Harness emerging technologies:

Blockchain-Based Transaction Tracking: Create immutable records of high-value transactions, making it easier to trace fund flows and identify discrepancies.

AI-Powered Risk Scoring: Develop sophisticated algorithms that assign risk scores to transactions, companies, and individuals based on multiple data points.

RegTech Adoption Incentives: Provide subsidies or tax breaks for companies implementing advanced compliance technologies, lowering the barrier to entry.

Digital Identity Verification: Implement standardized digital identity systems that make customer due diligence more efficient and reliable.

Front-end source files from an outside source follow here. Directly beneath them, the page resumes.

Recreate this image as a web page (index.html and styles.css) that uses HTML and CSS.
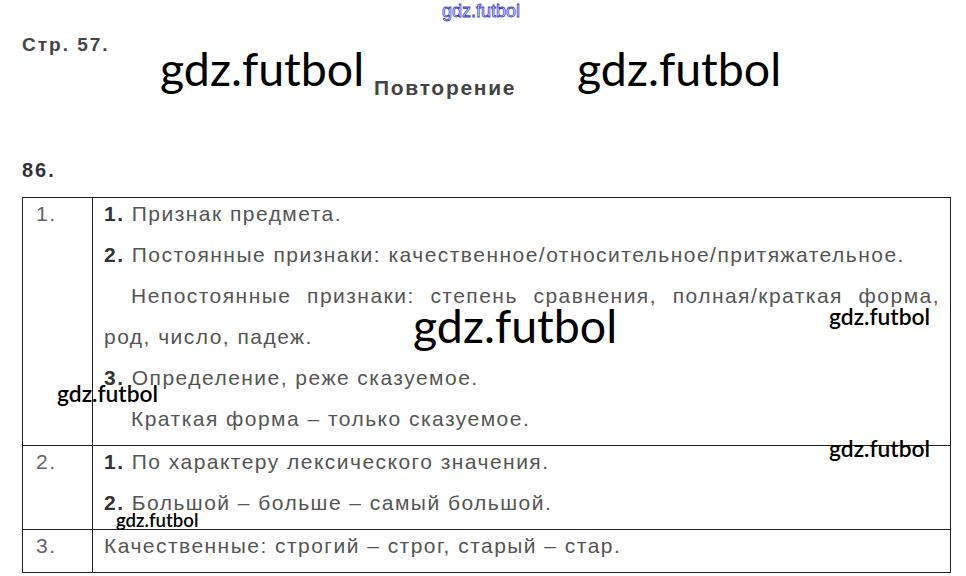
FILE: index.html
```html
<!DOCTYPE html>
<html lang="ru">
<head>
<meta charset="utf-8">
<title>Стр. 57</title>
<link rel="stylesheet" href="styles.css">
</head>
<body>
<div class="page">
  <div class="title">Стр. 57.</div>
  <div class="subtitle">Повторение</div>
  <div class="task">86.</div>
  <div class="tbl">
    <div class="row row1">
      <div class="num"><div class="in">1.</div></div>
      <div class="cell">
        <div class="in">
          <p><b>1.</b> Признак предмета.</p>
          <p><b>2.</b> Постоянные признаки: качественное/относительное/притяжательное.</p>
          <p class="ind just">Непостоянные признаки: степень сравнения, полная/краткая форма, род, число, падеж.</p>
          <p><b>3.</b> Определение, реже сказуемое.</p>
          <p class="ind">Краткая форма – только сказуемое.</p>
        </div>
      </div>
    </div>
    <div class="row row2">
      <div class="num"><div class="in">2.</div></div>
      <div class="cell">
        <div class="in">
          <p><b>1.</b> По характеру лексического значения.</p>
          <p><b>2.</b> Большой – больше – самый большой.</p>
        </div>
      </div>
    </div>
    <div class="row row3">
      <div class="num"><div class="in">3.</div></div>
      <div class="cell">
        <div class="in">
          <p>Качественные: строгий – строг, старый – стар.</p>
        </div>
      </div>
    </div>
  </div>

  <span class="wm wm-top">gdz.futbol</span>
  <span class="wm wm-big wm-b1">gdz.futbol</span>
  <span class="wm wm-big wm-b2">gdz.futbol</span>
  <span class="wm wm-big wm-b3">gdz.futbol</span>
  <span class="wm wm-sm wm-s1">gdz.futbol</span>
  <span class="wm wm-sm wm-s2">gdz.futbol</span>
  <span class="wm wm-sm wm-s3">gdz.futbol</span>
  <span class="wm wm-xs wm-s4">gdz.futbol</span>
</div>
</body>
</html>
```

FILE: styles.css
```css
html, body {
  margin: 0;
  padding: 0;
  background: #fff;
}

.page {
  position: relative;
  width: 966px;
  height: 576px;
  overflow: hidden;
  padding: 33px 0 0 22px;
  box-sizing: border-box;
  font-family: "Liberation Sans", Arial, sans-serif;
}

.title {
  font-size: 19px;
  line-height: 24px;
  letter-spacing: 2px;
  font-weight: bold;
  color: #444;
}

.subtitle {
  margin-top: 19px;
  margin-left: 352px;
  font-size: 21px;
  line-height: 24px;
  letter-spacing: 1.7px;
  font-weight: bold;
  color: #444;
}

.task {
  margin-top: 58px;
  font-size: 20px;
  line-height: 24px;
  letter-spacing: 2px;
  font-weight: bold;
  color: #333;
}

.tbl {
  margin-top: 15px;
  width: 929px;
  border: 1px solid #222;
  box-sizing: border-box;
}

.row {
  display: grid;
  grid-template-columns: 70px 1fr;
  border-top: 1px solid #222;
}

.row:first-child {
  border-top: none;
}

.row1 { height: 247px; }
.row2 { height: 83px; }
.row3 { height: 42px; }

.in {
  margin-top: -5px;
}

.num {
  border-right: 1px solid #222;
  padding-left: 13px;
  font-size: 21px;
  line-height: 41px;
  letter-spacing: 1.5px;
  color: #666;
}

.cell {
  padding: 0 10px 0 11px;
  font-size: 21px;
  line-height: 41px;
  letter-spacing: 1.47px;
  color: #555;
}

.cell p {
  margin: 0;
}

.cell b {
  color: #333;
}

.ind {
  text-indent: 27px;
}

.just {
  text-align: justify;
}

.wm {
  position: absolute;
  font-family: Lato, "Open Sans", sans-serif;
  color: #000;
  white-space: nowrap;
  line-height: 1;
}

.wm-top {
  left: 442px;
  top: 2px;
  font-family: "Liberation Sans", Arial, sans-serif;
  font-size: 18px;
  color: #fff;
  -webkit-text-stroke: 0.8px #3a3ad0;
}

.wm-big {
  font-size: 46.5px;
}

.wm-b1 { left: 160px; top: 45px; }
.wm-b2 { left: 577px; top: 45px; }
.wm-b3 { left: 413px; top: 302px; }

.wm-sm {
  font-size: 22.8px;
  font-weight: 600;
}

.wm-s1 { left: 829px; top: 305px; }
.wm-s2 { left: 829px; top: 437px; }
.wm-s3 { left: 57px; top: 382px; }

.wm-xs {
  font-size: 18.6px;
  font-weight: 600;
  left: 116px;
  top: 511px;
}
```
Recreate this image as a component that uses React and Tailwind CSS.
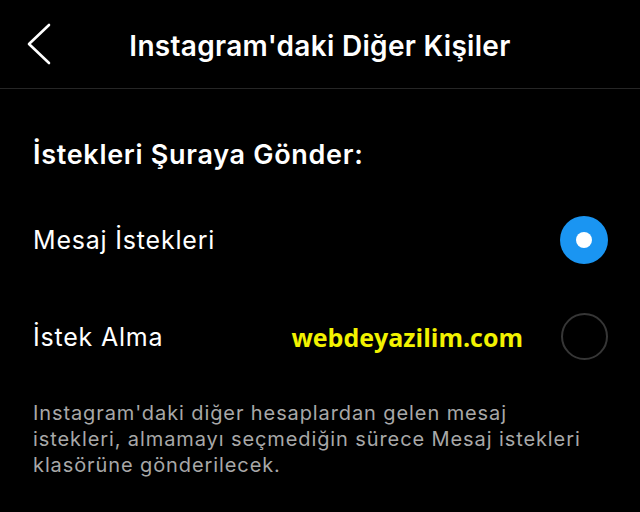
import React, { useState } from 'react';

const OPTIONS = [
  { id: 'requests', label: 'Mesaj İstekleri' },
  { id: 'none', label: 'İstek Alma' },
];

const BackIcon = () => (
  <svg width="28" height="44" viewBox="0 0 28 44" fill="none" className="block">
    <path d="M23 3 L3 22 L23 41" stroke="white" strokeWidth="2.6" strokeLinecap="round" strokeLinejoin="round" />
  </svg>
);

const Radio = ({ checked }) =>
  checked ? (
    <span className="flex h-12 w-12 items-center justify-center rounded-full bg-[#1a95f2]">
      <span className="h-4 w-4 rounded-full bg-white" />
    </span>
  ) : (
    <span className="block h-[47px] w-[47px] rounded-full border-2 border-[#363636]" />
  );

export default function App() {
  const [selected, setSelected] = useState('requests');

  return (
    <div className="h-[512px] w-[640px] overflow-hidden bg-black text-white font-['Inter',sans-serif]">
      <header className="grid h-[89px] grid-cols-[1fr_auto_1fr] items-center border-b border-[#262626]">
        <button className="ml-[26px] flex items-center">
          <BackIcon />
        </button>
        <h1 className="pt-[3px] text-[28px] font-semibold leading-8 tracking-[0.3px]">Instagram'daki Diğer Kişiler</h1>
        <div />
      </header>

      <main className="px-[33px]">
        <h2 className="mt-[50px] text-[27px] font-semibold leading-8 tracking-[0.7px]">İstekleri Şuraya Gönder:</h2>

        <div className="mt-[20px]">
          {OPTIONS.map((opt) => (
            <label
              key={opt.id}
              onClick={() => setSelected(opt.id)}
              className="flex h-[97px] cursor-pointer items-center justify-between"
            >
              <span className="text-[25px] leading-6 tracking-[0.8px]">{opt.label}</span>
              <span className="mr-[-1px] flex items-center gap-[38px]">
                {opt.id === 'none' && (
                  <span className="text-[25px] font-bold leading-6 text-[#f2f200] font-['Open_Sans',sans-serif]">
                    webdeyazilim.com
                  </span>
                )}
                <Radio checked={selected === opt.id} />
              </span>
            </label>
          ))}
        </div>

        <p className="mt-[15px] text-[20px] leading-[26px] tracking-[0.9px] text-[#a8a8a8]">
          Instagram'daki diğer hesaplardan gelen mesaj
          <br />
          istekleri, almamayı seçmediğin sürece Mesaj istekleri
          <br />
          klasörüne gönderilecek.
        </p>
      </main>
    </div>
  );
}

8. Legislative Enhancements

Strengthen legal foundations:

  • Expand predicate offenses for money laundering to capture more preparatory activities
  • Increase penalties for companies facilitating money laundering, even unknowingly
  • Civil forfeiture provisions for assets connected to suspicious transactions
  • Reverse burden of proof in certain circumstances for unexplained wealth
  • Protection for legitimate businesses that report suspicious activities

Implementation Roadmap

Phase 1: Stabilization (Months 1-6)

  • Complete current investigation and prosecutions
  • Implement emergency registry and reporting
  • Issue industry guidance
  • Conduct sector-wide risk assessment

Phase 2: Regulation (Months 6-18)

  • Pass enabling legislation
  • Establish licensing framework
  • Implement transaction monitoring requirements
  • Extend loan-to-value limits

Phase 3: Transformation (Months 18-36)

  • Launch beneficial ownership registry
  • Deploy technology infrastructure
  • Establish international cooperation frameworks
  • Create consumer protection mechanisms

Phase 4: Leadership (Years 3+)

  • Continuous improvement and adaptation
  • Regional standard-setting
  • Innovation in compliance technology
  • Regular effectiveness reviews

Critical Success Factors

Political Will: Sustained high-level commitment to reform despite industry resistance and implementation costs.

Resource Allocation: Adequate funding for regulatory bodies, technology infrastructure, and enforcement capabilities.

International Cooperation: Active collaboration with foreign jurisdictions, particularly in Southeast Asia.

Industry Partnership: Engaging legitimate businesses as allies rather than adversaries, recognizing compliance costs while emphasizing long-term benefits.

Adaptability: Building systems that can evolve as criminals develop new methods, avoiding rigid rules that become obsolete.

Balanced Approach: Preventing financial crime without stifling legitimate business or innovation in financial services.

Conclusion

The SRS Auto case is a wake-up call, exposing how regulatory gaps in seemingly mundane sectors can be exploited for serious financial crime. Singapore faces a choice: reactive patch-and-fix responses, or proactive transformation of its approach to non-bank financial services.

The solutions outlined here are not easy or cheap. They require legislative changes, resource investments, industry cooperation, and sustained political commitment. But the cost of inaction is higher—continued exploitation of regulatory gaps, damage to Singapore’s financial reputation, and harm to innocent consumers and businesses caught in future scandals.

Singapore has demonstrated its ability to respond decisively to financial crime challenges in the past. The question is whether it can move from reactive enforcement to proactive prevention, creating a regulatory framework that is both robust against abuse and supportive of legitimate innovation.

The automotive financing sector is unlikely to be the last frontier where criminals seek to exploit regulatory gaps. By addressing this case comprehensively, Singapore has an opportunity to develop a blueprint for governing non-traditional financial services that can be applied across emerging sectors—from cryptocurrency to peer-to-peer lending to digital assets.

The path forward requires acknowledging that perfect prevention is impossible. Money launderers will always seek new channels. But by raising the cost, complexity, and risk of operating through Singapore’s financial system—even in unregulated corners—authorities can make the jurisdiction substantially less attractive for illicit finance while preserving its appeal for legitimate business.

This case will ultimately be judged not by how many convictions result, but by whether it catalyzes meaningful systemic change that prevents the next SRS Auto from emerging.